Le nouveau climat idéologique pro-régulationniste qui s’installe dans la foulée de l’actuelle crise financière correspond évidemment à un retour du pendule, et a de ce fait toutes les chances de se transformer en un règlement de compte idéologique dans lequel on pourra utiliser les leçons d’un passé proche pour oublier celles d’un passé un peu plus éloigné. Un règlement de compte qui tendra à revenir aux conceptions simplistes d’une économie de commande, où une intervention accrue de l’Etat serait la solution à tous les maux et où, en d’autres termes, l’Etat serait propulsé vers un rôle d’arbitre impartial et de pilote suprême, le dotant d'habits, toutes les études le montrent, bien trop grands pour lui.
Face à cette tendance d'un retour en arrière vers un passé rêvé, la circonspection s’impose. Car nous avons appris par l’expérience que nous ne pouvons plus faire confiance aux solutions simples du passé. Le problème est justement de sortir de cette vision en blanc et noir, dans laquelle l’Etat et le « marché » sont parés alternativement de toutes les vertus ou de tous les vices. Avec ce que nous savons aujourd’hui de la réalité de l’action publique, sur la complexité organisationnelle de la régulation, avec les phénomènes bien connus d’alignements cognitifs et de captage du régulateur produisant cécité, connivences, voire troc de légitimité, la solution n’est pas systématique dans moins ou (à nouveau) plus d’Etat. Elle est dans la construction de nouveaux modes d’action collective, reposant sur l’invention d’autres alignements d’intérêts privés et publics qui partent de la reconnaissance qu’aucun des acteurs des différentes arènes d’action ne peut prétendre représenter à lui tout seul le bien commun.

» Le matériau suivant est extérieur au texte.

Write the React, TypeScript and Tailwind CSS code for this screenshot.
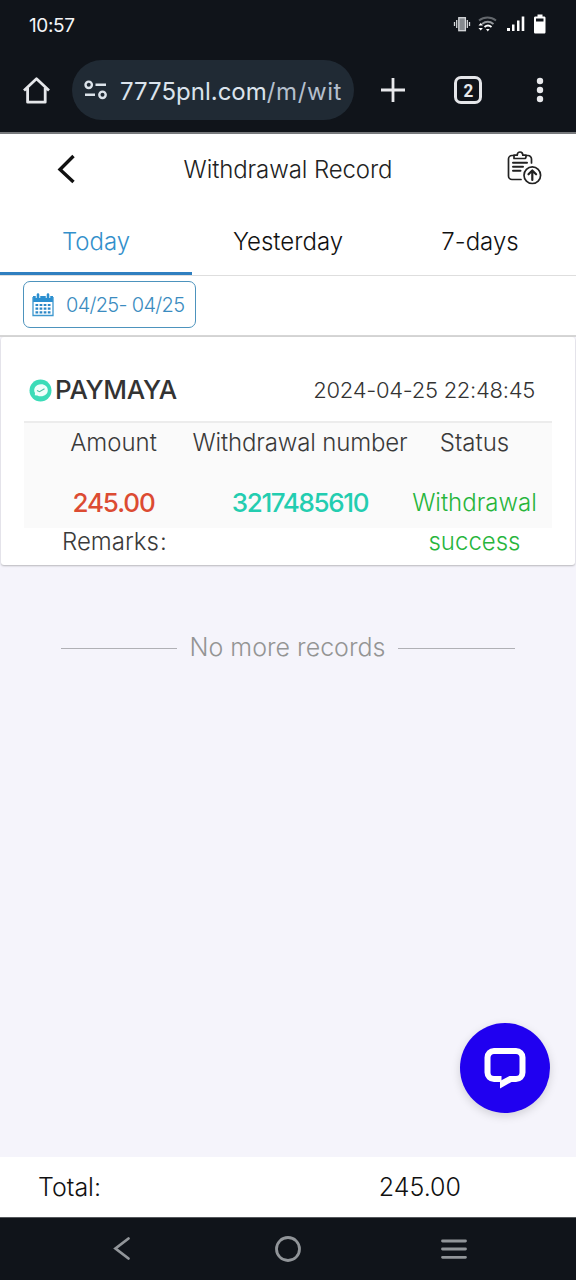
const tabs = ["Today", "Yesterday", "7-days"];

function StatusBar() {
  return (
    <div className="flex h-[48px] items-center justify-between pl-[29px] pr-[30px] text-[#f4f5f7]">
      <span className="mt-[3px] text-[19px] leading-6 tracking-[-0.4px]">10:57</span>
      <svg width="94" height="24" viewBox="0 0 94 24" fill="none" className="mr-[-1px]">
        <g stroke="#d5d7da" strokeWidth="1.3">
          <path d="M1.5 10v4M3.7 8v8M14.3 8v8M16.5 10v4" />
          <rect x="5.8" y="5.7" width="6.6" height="13" fill="#85898e" />
        </g>
        <g strokeWidth="1.9">
          <path d="M26 8.5c5-4 12-4 17 0" stroke="#63676c" />
          <path d="M29 12c3.5-2.7 8-2.7 11.5 0" stroke="#94989c" />
          <path d="M31.5 15c2-1.6 5-1.6 7 0" stroke="#fff" />
        </g>
        <path d="M25.5 13.5l2.2-2.6 2.2 2.6zM25.5 16l2.2 2.6 2.2-2.6zM33 17h3.6l-1.8 2.5z" fill="#fff" />
        <path d="M54 16h3v3h-3zM59 12.5h2.5V19H59zM64 8.5h2.5V19H64zM68.7 4.5h2.6V19h-2.6z" fill="#fff" />
        <path d="M84.5 2.5h5v2h1.5c1 0 1.500.5 1.500 1.500v14c0 1-.5 1.500-1.500 1.500h-8.500c-1 0-1.500-.5-1.500-1.500V6c0-1 .5-1.500 1.500-1.500h2z" fill="#fff" />
        <path d="M83 6.5h7.5v3H83z" fill="#11151b" />
      </svg>
    </div>
  );
}

function BrowserBar() {
  return (
    <div className="flex h-[84px] items-center">
      <svg width="28" height="28" viewBox="0 0 28 28" fill="none" className="ml-[22px]">
        <path
          d="M2 14.5 14.5 2.8 27 14.5M5.6 12v14.2h17.6V12"
          stroke="#e5e7ea"
          strokeWidth="2.8"
          strokeLinejoin="round"
        />
      </svg>
      <div className="ml-[22px] flex h-[60px] w-[282px] items-center rounded-full bg-[#202a34] pl-3">
        <svg width="24" height="20" viewBox="0 0 24 20" fill="none" stroke="#dce3ea" strokeWidth="2.4">
          <circle cx="4.7" cy="4.8" r="3.2" />
          <path d="M11.5 4.8H22M1 14.8h10" />
          <circle cx="18.5" cy="14.8" r="3.2" />
        </svg>
        <span className="ml-[12px] mt-[3px] whitespace-nowrap text-[24px] leading-8 text-[#dbe3ec]">
          7775pnl.com<span className="tracking-[0.6px] text-[#b4bfcc]">/m/wit</span>
        </span>
      </div>
      <svg width="26" height="26" viewBox="0 0 26 26" className="ml-[26px]">
        <path d="M13 1v24M1 13h24" stroke="#e8e9ec" strokeWidth="2.8" />
      </svg>
      <div className="ml-[48px] flex size-[28px] items-center justify-center rounded-[7px] border-[3px] border-[#e5e6e9] font-['Roboto'] text-[19px] font-bold leading-none text-[#e8e9ec]">
        <span className="scale-x-90">2</span>
      </div>
      <svg width="8" height="26" viewBox="0 0 8 26" fill="#e8e9ec" className="ml-[54px]">
        <circle cx="4" cy="4" r="3.2" />
        <circle cx="4" cy="13" r="3.2" />
        <circle cx="4" cy="22" r="3.2" />
      </svg>
    </div>
  );
}

function Header() {
  return (
    <header className="grid h-[74px] grid-cols-[134px_1fr_134px] items-center">
      <svg width="20" height="30" viewBox="0 0 20 30" fill="none" className="mb-[4px] ml-[57px]">
        <path d="M16.5 2 3 15.5 16.5 28" stroke="#111" strokeWidth="3.4" />
      </svg>
      <h1 className="mb-[2px] text-center text-[24px] leading-8 tracking-[-0.1px] text-[#222]">
        Withdrawal Record
      </h1>
      <svg
        width="36"
        height="36"
        viewBox="0 0 36 36"
        fill="none"
        stroke="#222"
        strokeWidth="1.7"
        strokeLinecap="round"
        strokeLinejoin="round"
        className="mb-[7px] ml-[64px]"
      >
        <path d="M8 5.5H6A3.5 3.5 0 0 0 2.5 9v17A3.5 3.5 0 0 0 6 29.500h9M20 5.500h2A3.500 3.500 0 0 1 25.500 9v4" />
        <path d="M8 8.5V5.2h3.2c0-4.3 5.6-4.3 5.6 0H20v1.6c0 1-.7 1.7-1.7 1.7z" />
        <path d="M7 12.7h14M7 16.7h10M7 20.7h7.5" strokeWidth="2" />
        <circle cx="26.3" cy="25.2" r="8.3" />
        <path d="M26.3 30v-9M22.5 24.300l3.800-3.800 3.800 3.800" strokeWidth="2.2" />
      </svg>
    </header>
  );
}

function CalendarIcon() {
  return (
    <svg width="22" height="24" viewBox="0 0 22 24" fill="none">
      <path d="M1 3h20v6H1z" fill="#2b8fd0" />
      <path d="M1 4v18.5h20V4" stroke="#3c97cf" strokeWidth="1.3" />
      <path d="M6 1v4M16 1v4" stroke="#fff" strokeWidth="4.5" />
      <path d="M6 1.5v3.5M16 1.5v3.5" stroke="#2b8fd0" strokeWidth="2.6" strokeLinecap="round" />
      <path
        d="M3.5 12h15M3.5 15.7h15M3.5 19.4h15"
        stroke="#2b86c6"
        strokeWidth="2.2"
        strokeDasharray="2.7 1.4"
      />
    </svg>
  );
}

function RecordCard() {
  return (
    <section className="mx-px h-[228px] rounded-[3px] bg-white px-[23px] shadow-[0_1px_2px_rgba(0,0,0,0.25)]">
      <div className="flex h-[86px] items-center justify-between border-b-2 border-[#ececec] pl-[5px] pr-[17px] pt-[22px]">
        <div className="flex items-center">
          <svg width="23" height="23" viewBox="0 0 23 23">
            <circle cx="11.5" cy="11.5" r="11" fill="#3bdcb8" />
            <path
              d="M12 5.2c4 0 6.8 2.5 6.8 6s-2.9 6-6.900 6c-1.300 0-2.600-.2-3.600-.8L5.800 16.200l.2-2.200c-2.300-4.300.8-8.800 6-8.800z"
              fill="#effffb"
            />
            <path d="m8 11.5 2.500 1.200 5-3" fill="none" stroke="#4bbfa4" strokeWidth="1.1" />
          </svg>
          <span className="ml-[3px] text-[26px] font-medium leading-8 tracking-[-0.3px] text-[#333]">
            PAYMAYA
          </span>
        </div>
        <time className="text-[22px] leading-8 tracking-[-0.28px] text-[#333]">2024-04-25 22:48:45</time>
      </div>
      <div className="h-[105px] bg-[#fafafa]">
        <div className="grid grid-cols-[179px_194px_155px] text-center text-[24px] leading-[39px] text-[#3a3a3a]">
          <span className="h-[40px]">Amount</span>
          <span className="flex justify-center whitespace-nowrap tracking-[-0.15px]">Withdrawal number</span>
          <span>Status</span>
          <span className="pt-[20px] text-[26px] font-medium tracking-[-1.1px] text-[#dc4b32]">245.00</span>
          <span className="pt-[20px] text-[26px] font-medium tracking-[-1.35px] text-[#23cdb0]">
            3217485610
          </span>
          <span className="row-span-2 pt-[20px] text-[#27b53c]">
            Withdrawal
            <br />
            success
          </span>
          <span className="col-span-2 pl-[38px] text-left">
            Remarks<span className="ml-px">:</span>
          </span>
        </div>
      </div>
    </section>
  );
}

function SystemNav() {
  return (
    <nav className="grid h-[63px] grid-cols-[244px_88px_244px] items-center justify-items-center border-t border-[#55585c] bg-[#10141a]">
      <svg width="20" height="26" viewBox="0 0 20 26" fill="none">
        <path d="M16.5 2.5 3.5 12.5l13 10" stroke="#919599" strokeWidth="2.8" strokeLinecap="round" />
      </svg>
      <svg width="28" height="28" viewBox="0 0 28 28" fill="none">
        <circle cx="14" cy="14" r="11.5" stroke="#919599" strokeWidth="2.8" />
      </svg>
      <svg width="28" height="24" viewBox="0 0 28 24">
        <path d="M2.5 4h23M2.5 12h23M2.5 20.3h23" stroke="#919599" strokeWidth="2.8" strokeLinecap="round" />
      </svg>
    </nav>
  );
}

export default function App() {
  return (
    <div className="relative flex h-[1280px] w-[576px] flex-col overflow-hidden bg-[#f5f4fb] font-['Inter',sans-serif] font-light">
      <div className="h-[134px] border-b-2 border-[#77797c] bg-[#10141a] font-normal">
        <StatusBar />
        <BrowserBar />
      </div>

      <div className="h-[203px] border-b-2 border-[#d6d6d6] bg-white">
        <Header />
        <div className="grid h-[68px] grid-cols-3 border-b border-[#dedede] text-center text-[24px] leading-[60px]">
          {tabs.map((tab, i) => (
            <button
              key={tab}
              className={
                i === 0
                  ? "border-b-[3px] border-[#2f7fc0] pt-1 text-[#3390cb]"
                  : "border-b-[3px] border-transparent pt-1 text-[#111]"
              }
            >
              {tab}
            </button>
          ))}
        </div>
        <button className="ml-[23px] mt-[5px] flex h-[47px] w-[173px] items-center rounded-[7px] border border-[#4d93bd] pl-[8px] text-[20px] text-[#3b8cc0]">
          <CalendarIcon />
          <span className="ml-[12px] whitespace-nowrap tracking-[-0.7px]">04/25- 04/25</span>
        </button>
      </div>

      <RecordCard />

      <div className="flex flex-1 items-start px-[61px] pt-[66px]">
        <div className="flex w-full items-center text-[25px] leading-8 text-[#949494]">
          <span className="mt-[3px] h-px w-[116px] bg-[#b0b0b5]" />
          <span className="flex-1 whitespace-nowrap text-center">No more records</span>
          <span className="mt-[3px] h-px w-[117px] bg-[#b0b0b5]" />
        </div>
      </div>

      <footer className="flex h-[60px] items-center justify-between bg-white pl-[38px] pr-[115px] pt-[2px] text-[25px] text-[#111]">
        <span>Total:</span>
        <span>245.00</span>
      </footer>
      <SystemNav />

      <button className="absolute bottom-[167px] right-[26px] flex size-[90px] items-center justify-center rounded-full bg-[#2000f0] shadow-[0_3px_10px_rgba(0,0,0,0.15)]">
        <svg width="44" height="44" viewBox="0 0 44 44" fill="none">
          <path
            d="M18.5 33H11a6.5 6.500 0 0 1-6.500-6.500V11.500A6.500 6.500 0 0 1 11 5h22a6.500 6.500 0 0 1 6.500 6.500v15a6.500 6.500 0 0 1-6.500 6.500H27"
            stroke="#fff"
            strokeWidth="6"
          />
          <path d="M17 42.500V35l9.500-5H33v6h-4.500z" fill="#fff" />
        </svg>
      </button>
    </div>
  );
}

La solution est dans la reconnaissance que la régulation ne consiste pas à donner des ordres, énoncer des interdictions et créer des régimes d’autorisations administratives. La régulation ne peut remplacer l’action autonome des acteurs économiques. C’est une création institutionnelle qui, pour être efficace sans étouffer, doit encadrer l’action autonome des acteurs par des espaces d’action qui permettent à celle-ci de se déployer avec le minimum d’effets collectifs pervers.
Les spécialistes de l’organisation et de l’action organisée ont de beaux jours devant eux !
Erhard Friedberg
(1) Cf. M. Callon (Ed.) The Law of the Market, Londres, Blackwell, 1998, E. Friedberg, Le Pouvoir et la règle, Paris, Le Seuil, 1993, notamment chapitres 4 à 6, M. Moullet, La concurrence organisée, Paris, SciencesPo, 1982, H. White, "Where do Markets Come From?", American Journal of Sociology, XIX, pp. 517-547.
(2) Du nom de la localité ou fut négocié l’armature institutionnelle de l’ordre financier international d’après guerre.